See the two women on the left? You can hunch over like that for about seven seconds before your back starts to hurt. That woman on the right? She’s in her eighth second. What she was actually saying has been lost in the mists of time, but I’m betting it was along the lines of, “Whose idea was this?”

Cranberry gleaning is easier than other kinds of gleaning because the bogs are surrounded by ditches. When you pick the berries along the edges, you can brace your back against the wall of the ditch. This helps, but less than you’d think. It also has one serious drawback. As you lean against it, some of the sandy bank inevitably dislodges and goes down your pants. If there were a Top Ten list of places you don’t want angry insects to be, “in your underwear” would be in serious contention.

The payoff, though, was five pounds of gleaned cranberries, and the search for the World’s Best Cranberry Recipe begins. Nominations, anyone?

13 people are having a conversation about “Gleaning lady

  1. Tamar, many thanks!

    As for recipes, though I’ve not made any, there are some good-sounding ones at:

    under recipes, in the ‘cranberries’ menu. One of my favorite foods, I will eat them in any form except frost-killed. Enjoy!

  2. Cranberry sauce with horseradish. It’s a leap of faith I know. You can do a trial run with a glob of cranberry jelly mixed with prepared horseradish to see if you’re keen. Put it on a ritz cracker (or the like) spread with cream cheese. It will make the back pain and bugs in your pants all worthwhile.

    Other favorite is the cranberry-orange bread in the Silver Palate cookbook.

  3. I am really jealous – here in the UK cranberries are expensive and I don’t think we grow them commercially.Your gleaning makes my blackberry and sloe picking look pathetic – but hey ho any food for free is good.

  4. A friend made Cranberry Champagne. Fizzy wine, I guess, given that we’re not in France. I did get a chane to try it and it was more than palatable. I think the recipe was from a wine and spirits recipes book. I’ll see if he still has the recipe, and any advice to go with it.

  5. Jen — Funny you should mention the cranberry/horseradish combination. I saw something about it somewhere, and passed it right by. Maybe I’ll give it a shot, on your recommendation. But if it’s no good, remember that I know where you live. Oh wait …

    Carolj — Don’t be dissing blackberry and sloe picking. I wish I had more of it.

    KB — Now that’s genius. We will definitely trying it.

  6. What a great article. Tamar.

    Reminds me of the hoary old joke from my youth about the preacer who unknowingly had a nest of ants lurking under his lectern. As the insects inevitably climbed up his legs, he was repueted to have bellowed:
    “My children, I have the word of God upon my lips but the devil is in my pants”. (an early urban myth, perhaps?)

    I adore: “Signed, God”. 🙂

    If you have some of those hard-won cranberries left over, do try Fiona’s magnificent Quick Cranberry and Clementine sauce”

  7. Danny — Don’t worry about your typos; I think they’re a sign of breathless enthusiasm.
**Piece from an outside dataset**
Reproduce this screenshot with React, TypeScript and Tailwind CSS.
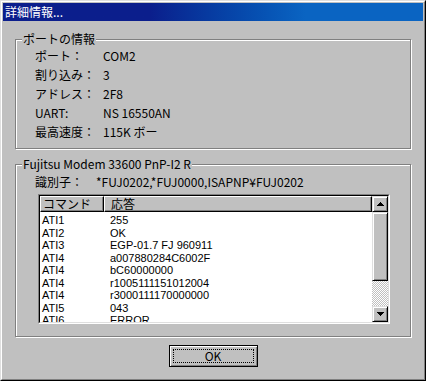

And I have to fess up that the “Signed, God.” was my mother’s joke. She’s smarter than I am.

  8. last year, high on the thrill of finally getting to be around for a cranberry harvest, i basically begged a local with a small bog to let me help him harvest. free grunt labor, is i think how i sold it. he hand harvests, which though easier than gleaning i’m sure, still hurts. a lot.

    with my 15 lbs of cranberries i took as payment, i made the worlds best blood orange and cranberry sauce and then shipped it all across the country. the reviews were positive. this year, i just bought the damn cranberries.

  9. When I left my job at a local food bank, I was given a framed print of that Millet painting. i often come in from back-breaking harvest work and smile grimly at the pastoral scene.

  10. Sue — Funny you should mention that film. My mother asked me the same question.

    Years ago, I saw an Agnes Varda film — I don’t even remember which one it was — that was so dull that it put me off her. But I should give The Gleaners a chance, I think.

  11. I used to pick blueberries as a kid, most of our trees were under 1.5 metres tall.

    For me the secret to a pain-free-pick is: When you’re down Stay Down! Sure your dignity takes a bit of a hit shuffling around like a crab. But it’s the up-down up-down that causes the hurties. Do all the low picking, and then on a second pass, do the high.